Aim for meaningful acknowledgment rather than matching roles exactly. Include step-parents in portraits, reserved seating, getting-ready moments, or a toast. Communicate ahead of time so no one is surprised, and keep the focus on gratitude and support.
What if our co-parents don’t get along?
Design the day to minimize forced interaction: separate seating, separate portrait groupings, and clear kid handoff times. A coordinator or trusted “family wrangler” can manage logistics so you’re not mediating.
Should our kids stand with us during the ceremony?
Only if they want to. Some kids love being up front; others prefer sitting with a trusted adult. You can include them with a reading, a small role, or a special mention without putting them on display.
How do we handle last names in a blended family wedding?
There’s no one right answer. Some couples keep their names, some hyphenate, some choose a new shared name, and some keep different names while using a shared “family” name socially. Decide what feels practical and respectful for the kids, then communicate it simply.
Is a small wedding better for blended families?
Not always. Smaller weddings can reduce complexity, but larger weddings can help everyone feel included. The “best” size is the one you can afford comfortably and plan with confidence—especially when it comes to guest list expectations across multiple households.
What’s the best way to avoid awkwardness during family photos?

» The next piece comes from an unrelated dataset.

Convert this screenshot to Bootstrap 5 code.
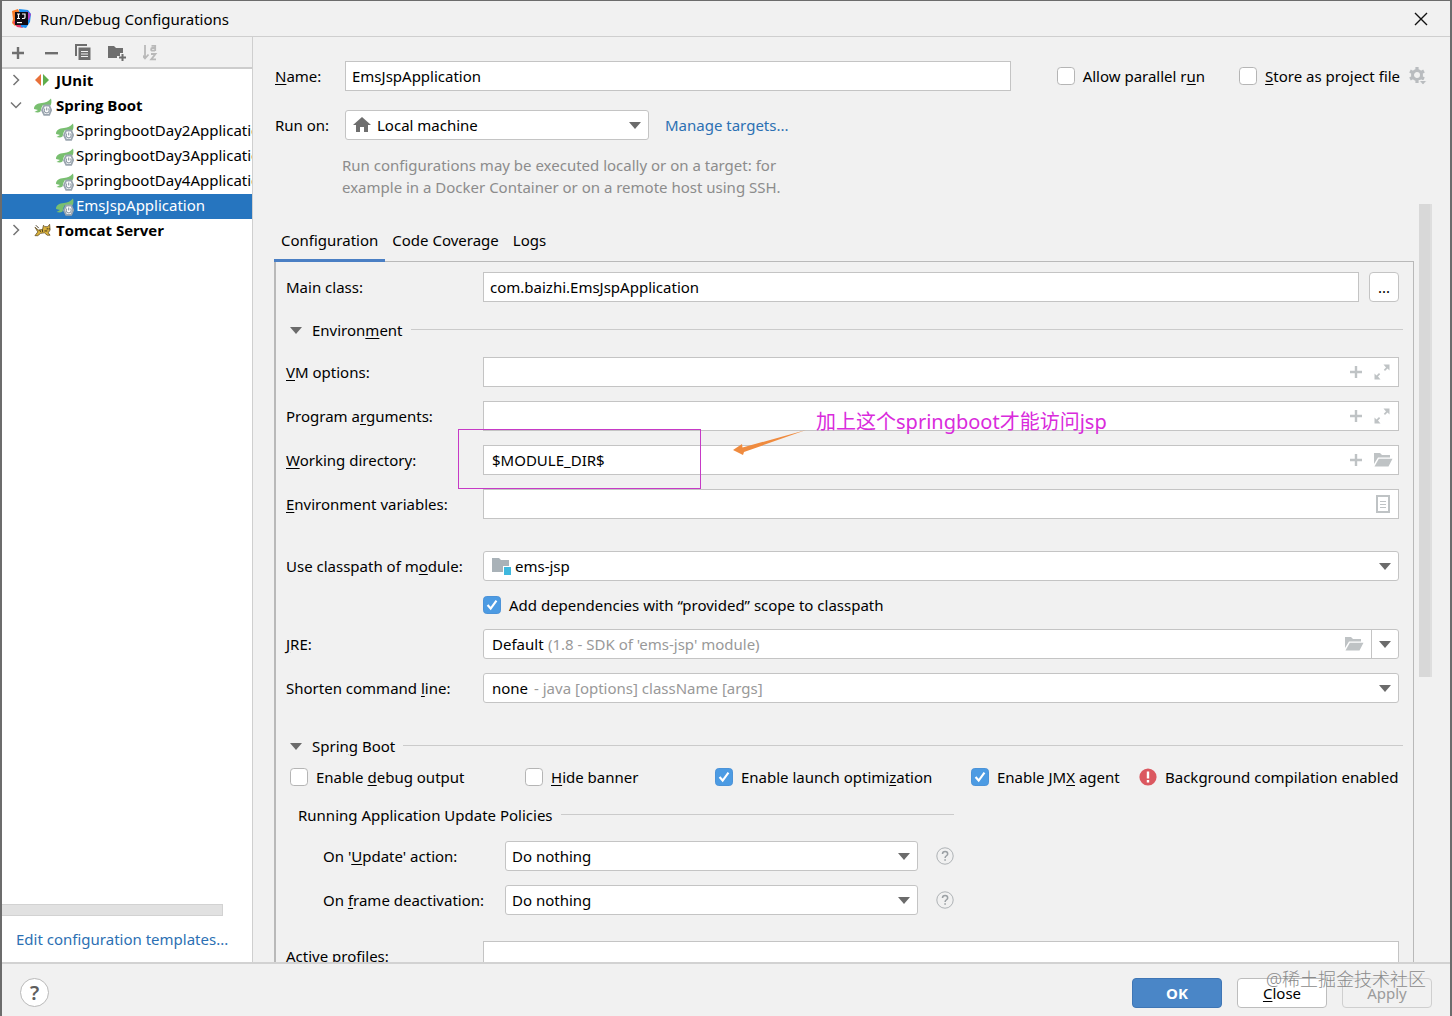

Make a detailed shot list and share it in advance with your photographer and coordinator. Include a note about any groupings to avoid. Assign a family wrangler who knows everyone by face and can call names efficiently.
Your Next Steps: A Calm, Clear Plan You Can Start This Week
If you’re feeling a little overwhelmed, keep it simple. Here are three actions you can take right now that will make everything easier:
- Have the “must-feels and non-negotiables” conversation as a couple and write down your top priorities.
- Draft a short list of key family moments (processional, seating, portraits, dances, speeches) and decide who is included in each.
- Choose your support team: a day-of coordinator or a trusted point person who can handle questions and protect your peace.
Your wedding can honor where everyone has come from while celebrating what you’re building now. You don’t need a perfect family dynamic to have a beautiful day—you just need a plan that’s kind, clear, and true to you.